Householding of Materials

 

Some banks, brokers and other nominee record holders may be participating in the practice of “householding” proxy statements and annual reports. This means that only one copy of our Information Statement may have been sent to multiple Company stockholders in each household unless otherwise instructed by such Company stockholders.
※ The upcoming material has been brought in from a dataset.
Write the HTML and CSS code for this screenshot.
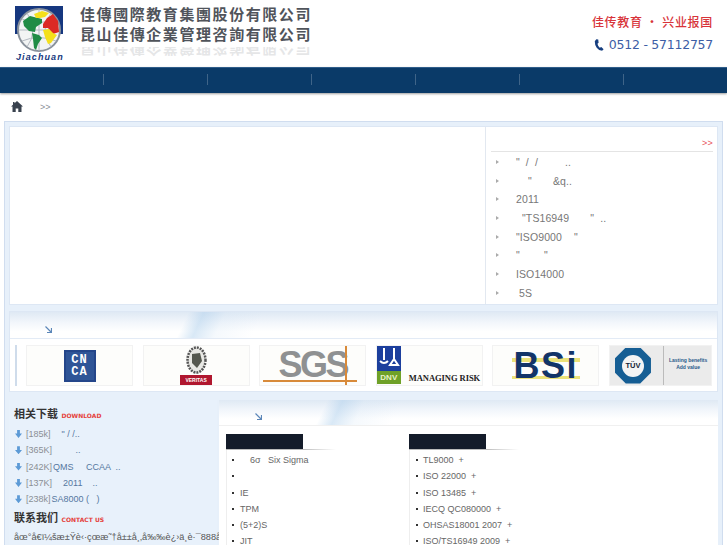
FILE: index.html
```html
<!DOCTYPE html>
<html lang="zh">
<head>
<meta charset="utf-8">
<title>佳傳國際教育集團</title>
<link rel="stylesheet" href="styles.css">
</head>
<body>
<header class="top">
  <svg class="logo" width="50" height="56" viewBox="0 0 50 56">
    <path d="M0 0H48V28H44A20 20 0 0 0 4 28H0Z" fill="#16377f"/>
    <circle cx="24" cy="24" r="21" fill="#f2f4f4" stroke="#8a929c" stroke-width="2"/>
    <path d="M4 24H44M24 3V45M12 7Q24 24 12 41M36 7Q24 24 36 41M7 13Q24 20 41 13M7 35Q24 28 41 35" fill="none" stroke="#b4bac2" stroke-width="1"/>
    <path d="M8 15L15 10L27 13L27 17L21 21L20 26L14 25L9 20Z" fill="#1f8c45"/>
    <path d="M19 8L27 5L34 7L30 11L25 12L21 12Z" fill="#f5e01c"/>
    <path d="M28 18L32 12L38 8L43 15L44 26L38 28L33 22L28 22Z" fill="#dc2a24"/>
    <path d="M28 24L34 23L38 27L42 29L36 37L33 38L30 31Z" fill="#f5e01c"/>
    <path d="M17 27L24 29L27 32L23 38L21 44L19 42L18 33Z" fill="#1f8c45"/>
    <text x="1" y="53.500" class="logo-word">Jiachuan</text>
  </svg>
  <div class="brand">
    <div class="brand-line">佳傳國際教育集團股份有限公司</div>
    <div class="brand-line">昆山佳傳企業管理咨詢有限公司</div>
    <div class="brand-mirror"><div class="brand-line">昆山佳傳企業管理咨詢有限公司</div></div>
  </div>
  <div class="contact">
    <div class="slogan">佳传教育 • 兴业报国</div>
    <div class="phone">
      <svg width="10" height="16" viewBox="0 0 13 16"><path d="M3 0.500L5.500 1L6 5L4.500 6.500Q5 9.500 7.500 11.500L9.500 10.500L12.500 13.500L10.500 15.500Q6.500 15.500 3.500 11.500Q1 8 1 3Z" fill="#173f80"/></svg>
      <span>0512 - 57112757</span>
    </div>
  </div>
</header>

<nav class="nav">
  <span class="nav-item"></span><span class="nav-item"></span><span class="nav-item"></span><span class="nav-item"></span><span class="nav-item"></span><span class="nav-item"></span>
</nav>

<div class="crumb">
  <svg width="12" height="11" viewBox="0 0 12 11"><path d="M6 0L12 5.500H10.500V11H7.300V7.500H4.700V11H1.500V5.500H0L2 3.700V1H3.500V2.300Z" fill="#39424e"/></svg>
  <span class="crumb-sep">&gt;&gt;</span>
</div>

<main class="shell">
  <section class="hero">
    <div class="hero-left"></div>
    <aside class="news">
      <div class="news-head"><span class="more">&gt;&gt;</span></div>
      <ul class="news-list">
        <li>"  /  /         ..</li>
        <li>    "       &amp;q..</li>
        <li>2011</li>
        <li>  "TS16949       "  ..</li>
        <li>"ISO9000    "</li>
        <li>"        "</li>
        <li>ISO14000</li>
        <li> 5S</li>
      </ul>
    </aside>
  </section>

  <section class="partners">
    <div class="band band-a"><svg class="band-arrow" width="7" height="7" viewBox="0 0 7 7"><path d="M0.500 0.500L6 6M6.500 2V6.500H2" fill="none" stroke="#5b86b8" stroke-width="1.200"/></svg></div>
    <div class="logos">
      <div class="cert">
        <div class="cnca"><span>CN</span><span>CA</span></div>
      </div>
      <div class="cert">
        <div class="bv">
          <svg width="21" height="28" viewBox="0 0 21 28"><ellipse cx="10.500" cy="14" rx="9" ry="12.500" fill="#e8e8e4" stroke="#555" stroke-width="2.500" stroke-dasharray="2 1"/><path d="M6 8L14 7L16 15L11 22L6 17Z" fill="#55584f"/></svg>
          <div class="bv-tag">VERITAS</div>
        </div>
      </div>
      <div class="cert sgs-box">
        <span class="sgs">SGS</span>
        <i class="sgs-h"></i><i class="sgs-v"></i>
      </div>
      <div class="cert dnv-box">
        <div class="dnv">
          <svg class="dnv-top" width="24" height="26" viewBox="0 0 24 26"><rect width="24" height="26" fill="#1c3f9d"/><path d="M7 3V15M3 16Q7 20 11 16M17 3V14L21 20H13L17 14" fill="none" stroke="#fff" stroke-width="2"/></svg>
          <div class="dnv-green">DNV</div>
        </div>
        <span class="risk">MANAGING RISK</span>
      </div>
      <div class="cert">
        <div class="bsi">BSi</div>
      </div>
      <div class="cert tuv-box">
        <div class="tuv"><span>TÜV</span></div>
        <div class="tuv-note">Lasting benefits<br>Add value</div>
      </div>
    </div>
  </section>

  <section class="lower">
    <aside class="side">
      <h3 class="side-title">相关下载 <span class="side-en">DOWNLOAD</span></h3>
      <ul class="files">
        <li><i class="dl"></i><span class="size">[185k]</span>    " / /..</li>
        <li><i class="dl"></i><span class="size">[365K]</span>         ..</li>
        <li><i class="dl"></i><span class="size">[242K]</span>QMS     CCAA  ..</li>
        <li><i class="dl"></i><span class="size">[137K]</span>    2011    ..</li>
        <li><i class="dl"></i><span class="size">[238k]</span>SA8000 (   )</li>
      </ul>
      <h3 class="side-title">联系我们 <span class="side-en">CONTACT US</span></h3>
      <p class="addr">åœ°å€ï¼šæ±Ÿè‹·çœæ˜†å±±å¸‚å‰‰è¿›ä¸­è·¯888å</p>
    </aside>
    <div class="courses">
      <div class="band band-b"><svg class="band-arrow" width="7" height="7" viewBox="0 0 7 7"><path d="M0.500 0.500L6 6M6.500 2V6.500H2" fill="none" stroke="#5b86b8" stroke-width="1.200"/></svg></div>
      <div class="course-cols">
        <div class="col">
          <div class="tab"></div>
          <ul class="course-list">
            <li>    6σ   Six Sigma</li>
            <li>&nbsp;</li>
            <li>IE</li>
            <li>TPM</li>
            <li>(5+2)S</li>
            <li>JIT</li>
          </ul>
        </div>
        <div class="col col-tight">
          <div class="tab"></div>
          <ul class="course-list">
            <li>TL9000  +</li>
            <li>ISO 22000  +</li>
            <li>ISO 13485  +</li>
            <li>IECQ QC080000  +</li>
            <li>OHSAS18001 2007  +</li>
            <li>ISO/TS16949 2009  +</li>
          </ul>
        </div>
      </div>
    </div>
  </section>
</main>
</body>
</html>
```

FILE: styles.css
```css
* { box-sizing: border-box; }
html, body { margin: 0; padding: 0; height: 545px; overflow: hidden; background: #fff; }
body { font-family: "Liberation Sans", Arial, sans-serif; font-size: 10px; color: #666; }
ul { list-style: none; margin: 0; padding: 0; }

/* header */
.top { height: 67px; display: flex; align-items: flex-start; padding: 6px 14px 0 15px; }
.logo { flex: none; display: block; }
.logo-word { font: italic bold 9px "Liberation Sans", sans-serif; letter-spacing: 1.100px; fill: #173a80; }
.brand { margin: -2px 0 0 15px; }
.brand-line { font: bold 15px/20px "Noto Sans CJK TC", sans-serif; letter-spacing: 1.570px; color: #50545b; white-space: nowrap; }
.brand-mirror { height: 12px; margin-top: 3px; overflow: hidden; opacity: .14; transform: scaleY(-1); display: flex; align-items: flex-start; }
.contact { margin-left: auto; padding-top: 7px; text-align: right; }
.slogan { font: 500 12px/18px "Noto Sans CJK SC", sans-serif; letter-spacing: .7px; color: #d8343a; }
.phone { display: flex; align-items: center; justify-content: flex-end; gap: 5px; margin-top: 5px; height: 18px; }
.phone span { font: 12.500px/18px "DejaVu Sans", sans-serif; letter-spacing: -.25px; color: #3d5ea6; }

/* nav */
.nav { height: 26px; display: flex; background: #0a3a68; border-top: 1px solid #2f5d8a; box-shadow: 0 1px 2px rgba(60,60,60,.5); }
.nav-item { width: 104px; position: relative; }
.nav-item::after { content: ""; display: block; width: 1px; height: 11px; margin: 6px 0 0 103px; background: #3f6488; }

/* breadcrumb */
.crumb { height: 28px; display: flex; align-items: center; padding: 0 0 1px 11px; gap: 17px; }
.crumb svg { display: block; }
.crumb-sep { font-size: 9px; color: #8a8f96; }

/* shell */
.shell { margin: 0 4px; padding: 4px; background: #e7f0fa; border: 1px solid #d0ddef; height: 430px; }

.hero { height: 179px; display: flex; background: #fff; border: 1px solid #dde7f4; }
.hero-left { flex: 1; }
.news { width: 232px; flex: none; border-left: 1px solid #e2e8f0; padding: 0 4px 0 5px; }
.news-head { height: 25px; border-bottom: 1px solid #e4e4e4; text-align: right; line-height: 32px; }
.more { font-size: 9px; color: #e8525a; letter-spacing: .3px; }
.news-list { padding-top: 1px; }
.news-list li { height: 18.670px; line-height: 18.670px; padding-left: 25px; font-size: 10.500px; letter-spacing: .1px; color: #777; white-space: pre; position: relative; }
.news-list li::before { content: ""; position: absolute; left: 5px; top: 7px; border-left: 3px solid #aaa; border-top: 2.500px solid transparent; border-bottom: 2.500px solid transparent; }

/* partners */
.partners { height: 81px; margin-top: 6px; background: #fff; border: 1px solid #dde7f4; }
.band { position: relative; background:
  linear-gradient(115deg, transparent 38%, rgba(170,205,235,.45) 43%, rgba(205,225,243,.2) 50%, transparent 62%),
  linear-gradient(#dfe9f4 0, #f2f6fb 40%, #fff 75%);
  border-bottom: 1px solid #e3ebf6; }
.band-a { height: 27px; background-size: 300px 100%, 100% 100%; background-repeat: no-repeat; background-position: 60px 0, 0 0; }
.band-b { height: 26px; border-bottom-color: #f0f0f0; background-size: 300px 100%, 100% 100%; background-repeat: no-repeat; background-position: -10px 0, 0 0; }
.band-arrow { position: absolute; left: 35px; top: 14px; }
.band-b .band-arrow { left: 36px; top: 13px; }
.logos { display: flex; align-items: flex-start; gap: 9.600px; padding: 6px 5px 0 16px; position: relative; }
.logos::before { content: ""; position: absolute; left: 5px; top: 6px; width: 2px; height: 41px; background: #cfdceb; }
.cert { width: 107px; height: 41px; flex: none; border: 1px solid #f2f2f2; background: #fdfdfb; display: flex; align-items: center; justify-content: center; position: relative; overflow: hidden; }

.cnca { width: 32px; height: 32px; background: #2f5597; border: 2px solid #24468a; display: flex; flex-direction: column; align-items: center; justify-content: center; }
.cnca span { font: bold 12px/12px "Liberation Mono", monospace; color: #fff; letter-spacing: 1px; }
.bv { display: flex; flex-direction: column; align-items: center; }
.bv svg { display: block; }
.bv-tag { width: 32px; height: 10px; background: #b0172f; font: bold 5px/10px "Liberation Sans", sans-serif; color: #fff; text-align: center; margin-top: 1px; }
.sgs { font: bold 36px/36px "Liberation Sans", sans-serif; letter-spacing: -2.500px; color: #8f9192; margin-top: -2px; }
.sgs-h { position: absolute; left: 3px; right: 8px; top: 34px; height: 1.500px; background: #d88a3a; }
.sgs-v { position: absolute; left: 85px; top: 0; bottom: 0; width: 1.500px; background: #d88a3a; }
.dnv-box { justify-content: flex-start; align-items: flex-end; }
.dnv { width: 24px; height: 40px; flex: none; }
.dnv-top { display: block; }
.dnv-green { height: 13px; background: #6fa128; font: bold 8px/13px "Liberation Sans", sans-serif; color: #e8f2c8; text-align: center; margin-top: 0; }
.risk { font: bold 8.500px/10px "Liberation Serif", serif; letter-spacing: -.05px; color: #222; margin: 0 0 2px 8px; white-space: nowrap; }
.bsi { font: bold 36px/33px "Liberation Sans", sans-serif; color: #123468; letter-spacing: 1.500px; background: linear-gradient(transparent 26%, #ece27a 26%, #ece27a 40%, transparent 40%, transparent 82%, #ece27a 82%, #ece27a 90%, transparent 90%); padding: 0 2px; }
.tuv-box { justify-content: flex-start; background: #ebebeb; padding-left: 5px; width: 103px; }
.tuv { width: 36px; height: 36px; flex: none; background: #165e94; clip-path: polygon(30% 0, 70% 0, 100% 30%, 100% 70%, 70% 100%, 30% 100%, 0 70%, 0 30%); display: flex; align-items: center; justify-content: center; }
.tuv span { width: 22px; height: 22px; border-radius: 50%; background: #f4f4f4; font: bold 7.500px/22px "Liberation Sans", sans-serif; color: #123; text-align: center; }
.tuv-note { margin-left: 12px; padding-left: 5px; border-left: 1px solid #bbb; height: 39px; font: bold 5px/7px "Liberation Sans", sans-serif; padding-top: 11px; text-align: center; color: #2a5a8a; white-space: nowrap; }

/* lower */
.lower { display: flex; gap: 2px; margin-top: 8px; }
.side { width: 208px; flex: none; height: 145px; background: #e8f1fb; padding: 5px 0 0 5px; }
.side-title { margin: 0; font: bold 11px/17px "Noto Sans CJK SC", sans-serif; color: #333; height: 18px; }
.side-en { font: bold 6px/17px "DejaVu Sans", sans-serif; color: #e5403a; margin-left: 1px; letter-spacing: 0; }
.files { margin: 3px 0 2px; }
.files li { height: 16.300px; line-height: 16.300px; padding-left: 12px; font-size: 9px; color: #55779f; white-space: pre; position: relative; }
.size { color: #8b8f95; margin-right: 1px; }
.dl { position: absolute; left: 1px; top: 4px; width: 7px; height: 8px; background: #5c9ad6; clip-path: polygon(30% 0, 70% 0, 70% 45%, 100% 45%, 50% 100%, 0 45%, 30% 45%); }
.addr { margin: 4px 0 0; font: 9.200px/12px "Liberation Sans", sans-serif; color: #555; white-space: nowrap; }

.courses { flex: 1; background: #fff; height: 145px; }
.course-cols { display: flex; padding: 8px 0 0 7px; }
.col { width: 183px; flex: none; }
.tab { width: 110px; height: 16px; background: linear-gradient(to right, #bbb 70%, #fff) left bottom / 100% 1px no-repeat; }
.tab::before { content: ""; display: block; width: 77px; height: 15px; background: #141c2a; }
.course-list { padding: 2px 0 0 13px; border-left: 1px solid #eee; }
.course-list li { height: 16.300px; line-height: 16.300px; font-size: 9px; color: #666; white-space: pre; position: relative; }
.course-list li::before { content: ""; position: absolute; left: -8px; top: 7px; width: 2px; height: 2px; background: #333; }
.col-tight .course-list { padding-left: 13px; }
.col-tight .course-list li::before { left: -7px; }
```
We will deliver promptly a separate copy of the Information Statement to any Company stockholder upon written or oral request to our Corporate Secretary, at Allied Esports International, Inc., 17877 Von Karman Avenue, Suite 300, Irvine, California, 92614, telephone: (949) 225-2600. Any Company stockholder wishing to receive separate copies of our proxy statement or annual report to Company stockholders in the future, or any Company stockholder who is receiving multiple copies and would like to receive only one copy per household, should contact the Company stockholder’s bank, broker, or other nominee record holder, or the Company stockholder may contact us at the above address and phone number.

 

Costs

 

We will make arrangements with brokerage firms and other custodians, nominees and fiduciaries who are record holders of our common stock for the forwarding of this Information Statement to the beneficial owners of our common stock. We will reimburse these brokers, custodians, nominees and fiduciaries for the reasonable out-of-pocket expenses they incur in connection with the forwarding of the Information Statement.